SET PROBLEM – Single out each line with the word "screenshot" and copy it.

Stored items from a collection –

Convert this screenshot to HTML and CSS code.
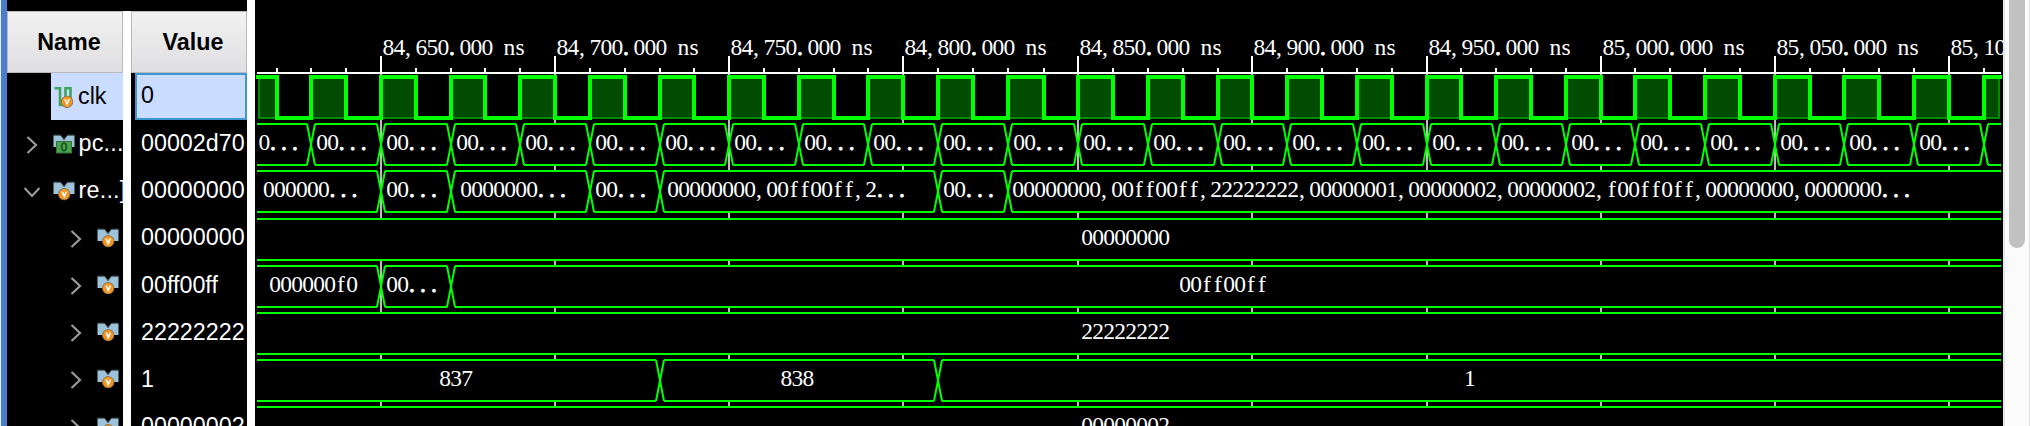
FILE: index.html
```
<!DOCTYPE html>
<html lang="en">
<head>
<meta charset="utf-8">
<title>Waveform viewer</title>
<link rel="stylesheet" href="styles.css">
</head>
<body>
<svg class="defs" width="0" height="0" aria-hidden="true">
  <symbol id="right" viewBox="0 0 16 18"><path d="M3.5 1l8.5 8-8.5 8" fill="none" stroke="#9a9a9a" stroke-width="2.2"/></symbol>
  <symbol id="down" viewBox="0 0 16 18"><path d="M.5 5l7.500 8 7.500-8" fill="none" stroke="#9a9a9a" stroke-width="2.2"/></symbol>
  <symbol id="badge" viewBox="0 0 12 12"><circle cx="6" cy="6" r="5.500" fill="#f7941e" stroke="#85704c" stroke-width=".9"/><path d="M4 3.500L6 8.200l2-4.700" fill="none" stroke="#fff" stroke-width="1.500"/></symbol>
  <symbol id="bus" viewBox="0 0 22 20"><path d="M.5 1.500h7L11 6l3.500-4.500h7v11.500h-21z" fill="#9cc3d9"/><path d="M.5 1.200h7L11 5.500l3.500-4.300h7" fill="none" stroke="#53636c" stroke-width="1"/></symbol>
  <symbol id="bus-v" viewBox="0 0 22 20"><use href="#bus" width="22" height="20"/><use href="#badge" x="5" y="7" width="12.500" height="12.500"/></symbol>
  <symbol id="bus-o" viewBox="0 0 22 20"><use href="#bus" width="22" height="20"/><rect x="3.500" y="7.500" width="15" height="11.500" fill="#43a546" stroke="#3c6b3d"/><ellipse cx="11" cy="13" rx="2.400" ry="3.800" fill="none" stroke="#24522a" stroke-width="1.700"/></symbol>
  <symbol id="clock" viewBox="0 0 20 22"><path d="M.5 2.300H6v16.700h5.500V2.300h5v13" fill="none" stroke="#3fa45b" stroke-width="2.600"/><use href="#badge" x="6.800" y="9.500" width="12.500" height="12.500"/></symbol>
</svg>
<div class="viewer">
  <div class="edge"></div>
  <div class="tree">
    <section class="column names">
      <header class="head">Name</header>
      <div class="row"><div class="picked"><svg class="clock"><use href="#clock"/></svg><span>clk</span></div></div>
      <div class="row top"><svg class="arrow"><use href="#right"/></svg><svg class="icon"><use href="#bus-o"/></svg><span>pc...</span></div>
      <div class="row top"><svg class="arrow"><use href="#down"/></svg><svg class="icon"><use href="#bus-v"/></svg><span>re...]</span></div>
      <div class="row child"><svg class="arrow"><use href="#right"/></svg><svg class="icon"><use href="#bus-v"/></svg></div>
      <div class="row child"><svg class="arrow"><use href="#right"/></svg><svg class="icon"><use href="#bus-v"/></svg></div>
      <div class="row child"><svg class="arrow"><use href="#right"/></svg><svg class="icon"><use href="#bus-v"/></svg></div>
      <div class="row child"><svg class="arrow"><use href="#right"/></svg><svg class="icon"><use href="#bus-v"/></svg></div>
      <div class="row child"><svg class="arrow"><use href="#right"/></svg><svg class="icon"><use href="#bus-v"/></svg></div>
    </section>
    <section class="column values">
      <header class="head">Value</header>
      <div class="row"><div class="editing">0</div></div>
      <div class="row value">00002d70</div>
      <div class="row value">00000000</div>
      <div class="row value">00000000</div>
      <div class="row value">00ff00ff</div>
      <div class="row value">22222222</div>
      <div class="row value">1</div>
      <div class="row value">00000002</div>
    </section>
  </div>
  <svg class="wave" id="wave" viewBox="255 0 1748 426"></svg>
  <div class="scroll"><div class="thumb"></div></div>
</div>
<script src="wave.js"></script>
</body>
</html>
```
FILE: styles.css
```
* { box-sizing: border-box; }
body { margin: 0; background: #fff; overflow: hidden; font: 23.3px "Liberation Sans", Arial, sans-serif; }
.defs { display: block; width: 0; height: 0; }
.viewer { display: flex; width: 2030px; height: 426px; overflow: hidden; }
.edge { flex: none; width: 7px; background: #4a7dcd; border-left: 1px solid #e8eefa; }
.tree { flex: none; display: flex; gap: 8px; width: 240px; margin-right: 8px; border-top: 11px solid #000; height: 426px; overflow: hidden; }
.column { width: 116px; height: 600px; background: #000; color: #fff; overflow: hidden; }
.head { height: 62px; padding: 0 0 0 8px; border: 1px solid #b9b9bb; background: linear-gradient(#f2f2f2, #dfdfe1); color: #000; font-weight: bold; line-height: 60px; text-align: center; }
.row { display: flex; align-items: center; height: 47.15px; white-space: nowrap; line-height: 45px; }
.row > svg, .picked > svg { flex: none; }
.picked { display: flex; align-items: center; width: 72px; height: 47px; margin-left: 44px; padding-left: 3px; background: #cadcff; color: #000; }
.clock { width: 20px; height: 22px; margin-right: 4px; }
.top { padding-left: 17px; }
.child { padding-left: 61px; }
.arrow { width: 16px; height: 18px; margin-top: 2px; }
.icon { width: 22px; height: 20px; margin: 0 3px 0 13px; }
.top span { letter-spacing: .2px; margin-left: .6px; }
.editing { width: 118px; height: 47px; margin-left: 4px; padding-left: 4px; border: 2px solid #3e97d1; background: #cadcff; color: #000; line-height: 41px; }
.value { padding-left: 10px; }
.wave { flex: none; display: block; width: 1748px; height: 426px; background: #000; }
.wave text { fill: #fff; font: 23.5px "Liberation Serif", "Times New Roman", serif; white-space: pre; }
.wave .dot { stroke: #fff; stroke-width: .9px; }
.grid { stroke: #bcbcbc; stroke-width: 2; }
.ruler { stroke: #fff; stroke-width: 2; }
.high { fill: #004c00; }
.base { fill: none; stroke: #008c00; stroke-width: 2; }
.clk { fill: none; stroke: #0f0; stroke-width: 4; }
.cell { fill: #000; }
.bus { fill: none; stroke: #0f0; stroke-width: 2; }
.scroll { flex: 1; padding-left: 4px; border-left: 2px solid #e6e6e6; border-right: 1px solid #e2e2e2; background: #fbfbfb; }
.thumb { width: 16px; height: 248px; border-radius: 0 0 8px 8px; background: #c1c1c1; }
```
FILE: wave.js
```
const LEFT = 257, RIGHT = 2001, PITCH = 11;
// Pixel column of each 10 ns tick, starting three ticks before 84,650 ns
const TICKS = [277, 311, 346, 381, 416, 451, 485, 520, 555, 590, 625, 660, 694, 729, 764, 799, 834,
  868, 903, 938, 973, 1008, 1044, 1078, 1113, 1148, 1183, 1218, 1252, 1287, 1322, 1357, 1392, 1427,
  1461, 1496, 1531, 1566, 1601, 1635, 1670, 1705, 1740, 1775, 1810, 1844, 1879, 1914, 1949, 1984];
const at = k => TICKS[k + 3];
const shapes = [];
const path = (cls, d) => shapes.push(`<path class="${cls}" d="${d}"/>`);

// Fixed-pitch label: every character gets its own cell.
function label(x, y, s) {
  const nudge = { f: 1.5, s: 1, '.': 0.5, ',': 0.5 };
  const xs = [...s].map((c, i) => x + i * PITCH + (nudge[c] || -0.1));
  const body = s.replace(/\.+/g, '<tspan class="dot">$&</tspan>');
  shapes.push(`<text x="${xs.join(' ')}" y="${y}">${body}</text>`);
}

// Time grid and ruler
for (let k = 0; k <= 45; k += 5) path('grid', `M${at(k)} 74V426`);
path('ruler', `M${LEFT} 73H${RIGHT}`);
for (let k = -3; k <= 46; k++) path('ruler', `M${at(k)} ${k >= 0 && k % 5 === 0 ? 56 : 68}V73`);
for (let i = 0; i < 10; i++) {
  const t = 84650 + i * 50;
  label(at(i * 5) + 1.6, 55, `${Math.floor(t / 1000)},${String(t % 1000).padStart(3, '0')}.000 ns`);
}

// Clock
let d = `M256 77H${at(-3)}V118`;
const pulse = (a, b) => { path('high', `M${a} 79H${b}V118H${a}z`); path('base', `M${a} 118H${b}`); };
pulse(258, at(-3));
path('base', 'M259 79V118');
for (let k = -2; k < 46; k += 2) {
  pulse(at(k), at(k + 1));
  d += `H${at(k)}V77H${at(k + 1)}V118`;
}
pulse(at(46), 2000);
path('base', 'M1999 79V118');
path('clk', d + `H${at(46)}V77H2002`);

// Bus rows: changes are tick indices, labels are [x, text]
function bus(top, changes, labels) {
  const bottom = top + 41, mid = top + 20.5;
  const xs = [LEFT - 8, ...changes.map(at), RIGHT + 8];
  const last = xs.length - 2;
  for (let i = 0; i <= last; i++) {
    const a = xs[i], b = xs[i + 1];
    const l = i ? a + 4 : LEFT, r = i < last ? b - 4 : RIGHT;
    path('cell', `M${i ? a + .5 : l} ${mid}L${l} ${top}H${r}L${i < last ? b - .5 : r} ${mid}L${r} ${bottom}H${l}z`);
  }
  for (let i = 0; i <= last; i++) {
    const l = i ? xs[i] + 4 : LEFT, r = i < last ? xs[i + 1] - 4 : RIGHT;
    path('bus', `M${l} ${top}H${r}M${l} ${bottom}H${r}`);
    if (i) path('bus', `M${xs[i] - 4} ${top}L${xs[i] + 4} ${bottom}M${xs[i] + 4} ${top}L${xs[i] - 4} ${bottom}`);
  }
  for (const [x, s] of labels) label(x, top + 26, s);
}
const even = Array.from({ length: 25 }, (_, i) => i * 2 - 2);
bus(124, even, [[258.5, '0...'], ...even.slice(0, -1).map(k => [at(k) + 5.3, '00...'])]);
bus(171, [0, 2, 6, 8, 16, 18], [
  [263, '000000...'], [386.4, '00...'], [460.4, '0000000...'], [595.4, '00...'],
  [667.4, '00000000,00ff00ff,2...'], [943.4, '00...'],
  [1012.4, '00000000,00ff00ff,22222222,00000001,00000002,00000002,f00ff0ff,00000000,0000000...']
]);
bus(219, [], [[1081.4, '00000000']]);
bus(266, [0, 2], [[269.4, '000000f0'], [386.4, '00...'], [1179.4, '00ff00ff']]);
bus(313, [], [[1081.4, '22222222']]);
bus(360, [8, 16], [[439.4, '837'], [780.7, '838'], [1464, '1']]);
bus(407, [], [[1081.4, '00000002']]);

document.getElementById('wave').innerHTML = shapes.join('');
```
* * *
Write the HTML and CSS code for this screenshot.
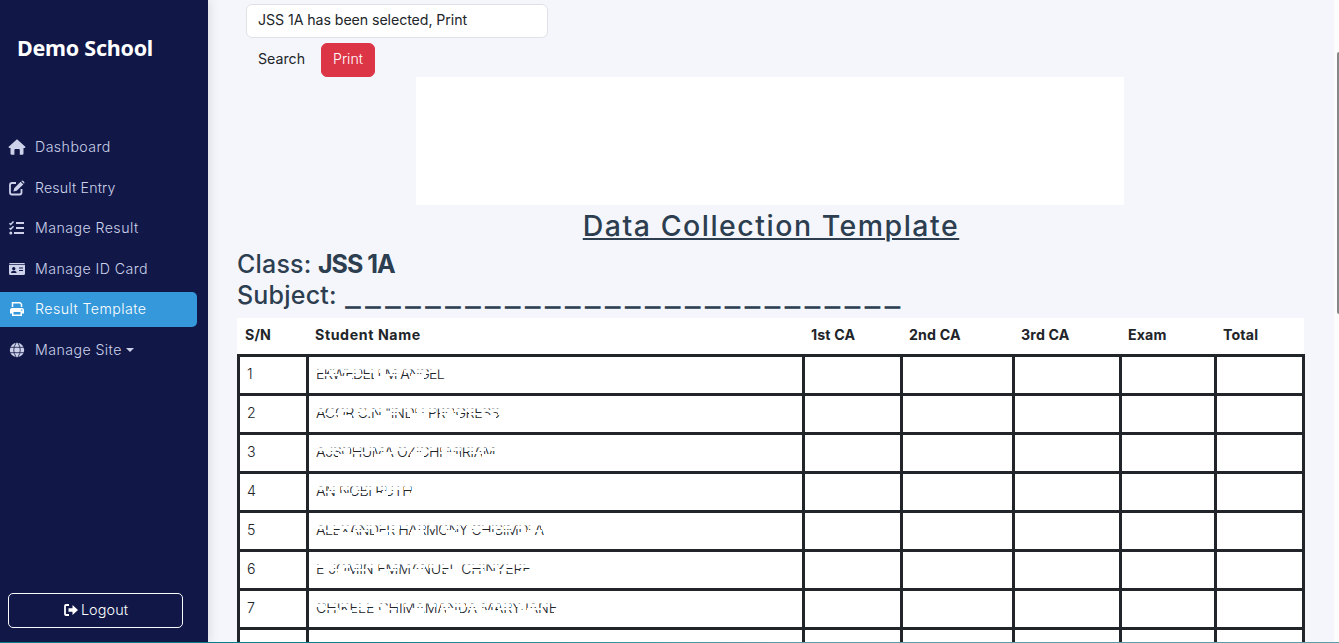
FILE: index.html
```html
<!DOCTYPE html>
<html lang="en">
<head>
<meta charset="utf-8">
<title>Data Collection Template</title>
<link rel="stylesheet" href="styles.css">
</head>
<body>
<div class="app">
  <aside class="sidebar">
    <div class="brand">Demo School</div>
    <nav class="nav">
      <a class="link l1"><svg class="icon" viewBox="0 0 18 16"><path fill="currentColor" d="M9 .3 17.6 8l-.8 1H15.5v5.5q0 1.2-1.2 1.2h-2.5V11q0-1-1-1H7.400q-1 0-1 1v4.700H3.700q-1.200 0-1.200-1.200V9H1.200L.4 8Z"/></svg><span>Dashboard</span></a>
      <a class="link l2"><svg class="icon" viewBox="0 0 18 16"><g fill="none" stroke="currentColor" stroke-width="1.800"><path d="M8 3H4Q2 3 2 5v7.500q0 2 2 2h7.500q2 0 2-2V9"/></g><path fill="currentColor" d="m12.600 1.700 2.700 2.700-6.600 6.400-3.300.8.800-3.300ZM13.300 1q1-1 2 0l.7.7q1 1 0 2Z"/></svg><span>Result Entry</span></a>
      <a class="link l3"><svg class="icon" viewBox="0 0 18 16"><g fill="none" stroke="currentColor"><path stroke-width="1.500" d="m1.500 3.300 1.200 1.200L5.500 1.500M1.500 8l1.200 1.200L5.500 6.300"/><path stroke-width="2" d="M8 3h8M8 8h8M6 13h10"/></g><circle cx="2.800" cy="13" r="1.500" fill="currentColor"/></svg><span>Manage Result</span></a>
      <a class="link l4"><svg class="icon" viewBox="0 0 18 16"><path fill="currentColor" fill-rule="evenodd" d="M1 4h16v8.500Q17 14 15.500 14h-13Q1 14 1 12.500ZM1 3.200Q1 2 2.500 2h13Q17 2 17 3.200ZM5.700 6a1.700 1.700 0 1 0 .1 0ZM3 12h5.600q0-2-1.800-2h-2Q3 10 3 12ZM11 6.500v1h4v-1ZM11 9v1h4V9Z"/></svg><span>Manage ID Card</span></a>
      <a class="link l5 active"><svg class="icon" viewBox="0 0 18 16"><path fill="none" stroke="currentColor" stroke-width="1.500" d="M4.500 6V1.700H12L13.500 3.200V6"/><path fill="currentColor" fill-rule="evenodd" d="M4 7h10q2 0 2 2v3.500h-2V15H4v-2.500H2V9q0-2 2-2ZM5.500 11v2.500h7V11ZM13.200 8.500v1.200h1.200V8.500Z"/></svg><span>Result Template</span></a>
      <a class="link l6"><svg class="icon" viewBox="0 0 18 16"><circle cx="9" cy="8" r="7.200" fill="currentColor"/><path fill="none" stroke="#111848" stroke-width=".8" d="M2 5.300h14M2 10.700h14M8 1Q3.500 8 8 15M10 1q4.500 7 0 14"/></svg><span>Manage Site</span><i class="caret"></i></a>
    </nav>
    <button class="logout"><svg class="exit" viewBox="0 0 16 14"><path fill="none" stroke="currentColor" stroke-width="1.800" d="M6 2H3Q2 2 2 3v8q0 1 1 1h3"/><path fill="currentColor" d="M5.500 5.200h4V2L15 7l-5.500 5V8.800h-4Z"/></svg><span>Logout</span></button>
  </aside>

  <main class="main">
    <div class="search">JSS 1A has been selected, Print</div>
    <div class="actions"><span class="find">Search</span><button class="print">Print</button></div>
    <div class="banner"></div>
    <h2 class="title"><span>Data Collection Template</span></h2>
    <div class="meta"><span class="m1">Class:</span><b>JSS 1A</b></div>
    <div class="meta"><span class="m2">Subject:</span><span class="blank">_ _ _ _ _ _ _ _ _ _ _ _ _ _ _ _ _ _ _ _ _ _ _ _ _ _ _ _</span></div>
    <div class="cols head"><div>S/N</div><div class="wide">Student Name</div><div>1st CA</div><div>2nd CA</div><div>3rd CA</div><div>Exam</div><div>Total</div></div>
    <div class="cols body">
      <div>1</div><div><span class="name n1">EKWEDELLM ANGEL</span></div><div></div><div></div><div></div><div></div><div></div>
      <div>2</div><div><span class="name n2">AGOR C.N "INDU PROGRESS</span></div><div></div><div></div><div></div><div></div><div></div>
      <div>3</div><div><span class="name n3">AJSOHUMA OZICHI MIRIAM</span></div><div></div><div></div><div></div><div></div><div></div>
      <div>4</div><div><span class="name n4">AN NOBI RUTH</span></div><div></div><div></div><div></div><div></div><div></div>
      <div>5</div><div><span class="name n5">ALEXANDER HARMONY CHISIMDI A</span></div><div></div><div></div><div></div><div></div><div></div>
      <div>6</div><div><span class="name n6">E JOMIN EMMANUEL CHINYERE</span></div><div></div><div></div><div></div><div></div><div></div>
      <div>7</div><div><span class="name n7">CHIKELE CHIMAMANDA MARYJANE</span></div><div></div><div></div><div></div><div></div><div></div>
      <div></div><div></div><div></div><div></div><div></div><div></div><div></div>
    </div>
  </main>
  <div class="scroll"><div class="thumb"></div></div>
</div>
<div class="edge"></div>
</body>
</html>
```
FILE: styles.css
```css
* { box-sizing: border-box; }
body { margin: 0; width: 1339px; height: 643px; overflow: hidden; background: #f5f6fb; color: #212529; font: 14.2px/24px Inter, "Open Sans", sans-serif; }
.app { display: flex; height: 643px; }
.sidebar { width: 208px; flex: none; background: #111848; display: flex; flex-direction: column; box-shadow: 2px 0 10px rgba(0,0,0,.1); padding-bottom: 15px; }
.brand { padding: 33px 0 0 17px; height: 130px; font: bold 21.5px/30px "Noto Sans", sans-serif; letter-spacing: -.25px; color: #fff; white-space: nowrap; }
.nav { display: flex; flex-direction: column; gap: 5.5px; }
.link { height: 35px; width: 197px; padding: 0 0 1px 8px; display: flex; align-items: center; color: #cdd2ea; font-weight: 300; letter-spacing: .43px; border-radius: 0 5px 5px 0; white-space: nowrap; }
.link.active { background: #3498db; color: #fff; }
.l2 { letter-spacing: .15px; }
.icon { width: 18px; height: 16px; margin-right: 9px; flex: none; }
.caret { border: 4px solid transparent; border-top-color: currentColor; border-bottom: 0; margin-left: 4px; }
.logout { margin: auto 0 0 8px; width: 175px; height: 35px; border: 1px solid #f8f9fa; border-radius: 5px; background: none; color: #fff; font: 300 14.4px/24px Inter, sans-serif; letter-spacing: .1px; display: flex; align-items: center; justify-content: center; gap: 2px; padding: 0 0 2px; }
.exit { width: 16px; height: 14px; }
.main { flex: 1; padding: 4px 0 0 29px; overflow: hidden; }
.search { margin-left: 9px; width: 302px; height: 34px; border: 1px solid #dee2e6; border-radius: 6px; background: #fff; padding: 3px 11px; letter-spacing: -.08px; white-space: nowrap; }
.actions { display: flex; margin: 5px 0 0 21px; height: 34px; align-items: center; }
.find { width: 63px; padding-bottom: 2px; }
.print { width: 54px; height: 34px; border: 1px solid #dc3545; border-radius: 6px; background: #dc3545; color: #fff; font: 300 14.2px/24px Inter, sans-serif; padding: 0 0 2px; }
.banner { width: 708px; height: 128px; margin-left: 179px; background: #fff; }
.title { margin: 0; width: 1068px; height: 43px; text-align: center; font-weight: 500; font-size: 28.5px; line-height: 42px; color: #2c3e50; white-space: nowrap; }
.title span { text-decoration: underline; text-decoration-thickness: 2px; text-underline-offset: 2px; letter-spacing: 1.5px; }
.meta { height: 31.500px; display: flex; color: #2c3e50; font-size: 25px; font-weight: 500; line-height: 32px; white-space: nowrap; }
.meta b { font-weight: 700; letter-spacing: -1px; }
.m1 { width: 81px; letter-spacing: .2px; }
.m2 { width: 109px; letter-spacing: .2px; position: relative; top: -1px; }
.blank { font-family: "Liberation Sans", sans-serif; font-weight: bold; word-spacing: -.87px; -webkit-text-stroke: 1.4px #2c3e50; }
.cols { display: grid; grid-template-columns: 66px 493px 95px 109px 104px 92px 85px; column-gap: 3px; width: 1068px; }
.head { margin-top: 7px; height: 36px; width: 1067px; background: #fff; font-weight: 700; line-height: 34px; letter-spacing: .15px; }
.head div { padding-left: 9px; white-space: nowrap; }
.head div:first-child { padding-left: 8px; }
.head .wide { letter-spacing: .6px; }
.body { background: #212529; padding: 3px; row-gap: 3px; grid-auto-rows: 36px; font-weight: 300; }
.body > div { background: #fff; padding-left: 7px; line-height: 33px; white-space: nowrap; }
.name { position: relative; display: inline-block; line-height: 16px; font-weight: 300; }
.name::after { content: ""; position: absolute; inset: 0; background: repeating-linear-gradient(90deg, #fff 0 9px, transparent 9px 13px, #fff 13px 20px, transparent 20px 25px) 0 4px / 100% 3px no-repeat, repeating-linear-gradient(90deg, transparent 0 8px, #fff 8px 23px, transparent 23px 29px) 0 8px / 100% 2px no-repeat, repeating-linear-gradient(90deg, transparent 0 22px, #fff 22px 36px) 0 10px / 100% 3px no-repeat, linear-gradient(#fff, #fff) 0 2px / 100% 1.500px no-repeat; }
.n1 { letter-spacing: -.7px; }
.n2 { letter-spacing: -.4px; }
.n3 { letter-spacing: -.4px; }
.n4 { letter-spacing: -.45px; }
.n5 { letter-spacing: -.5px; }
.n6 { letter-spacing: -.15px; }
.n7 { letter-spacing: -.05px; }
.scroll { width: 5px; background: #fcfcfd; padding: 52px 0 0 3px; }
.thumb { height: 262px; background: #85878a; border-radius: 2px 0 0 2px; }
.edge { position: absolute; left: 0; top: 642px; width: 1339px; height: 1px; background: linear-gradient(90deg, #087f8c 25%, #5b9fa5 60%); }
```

WORKED ANSWER –
Convert this screenshot to HTML and CSS code.
Write the HTML and CSS code for this screenshot.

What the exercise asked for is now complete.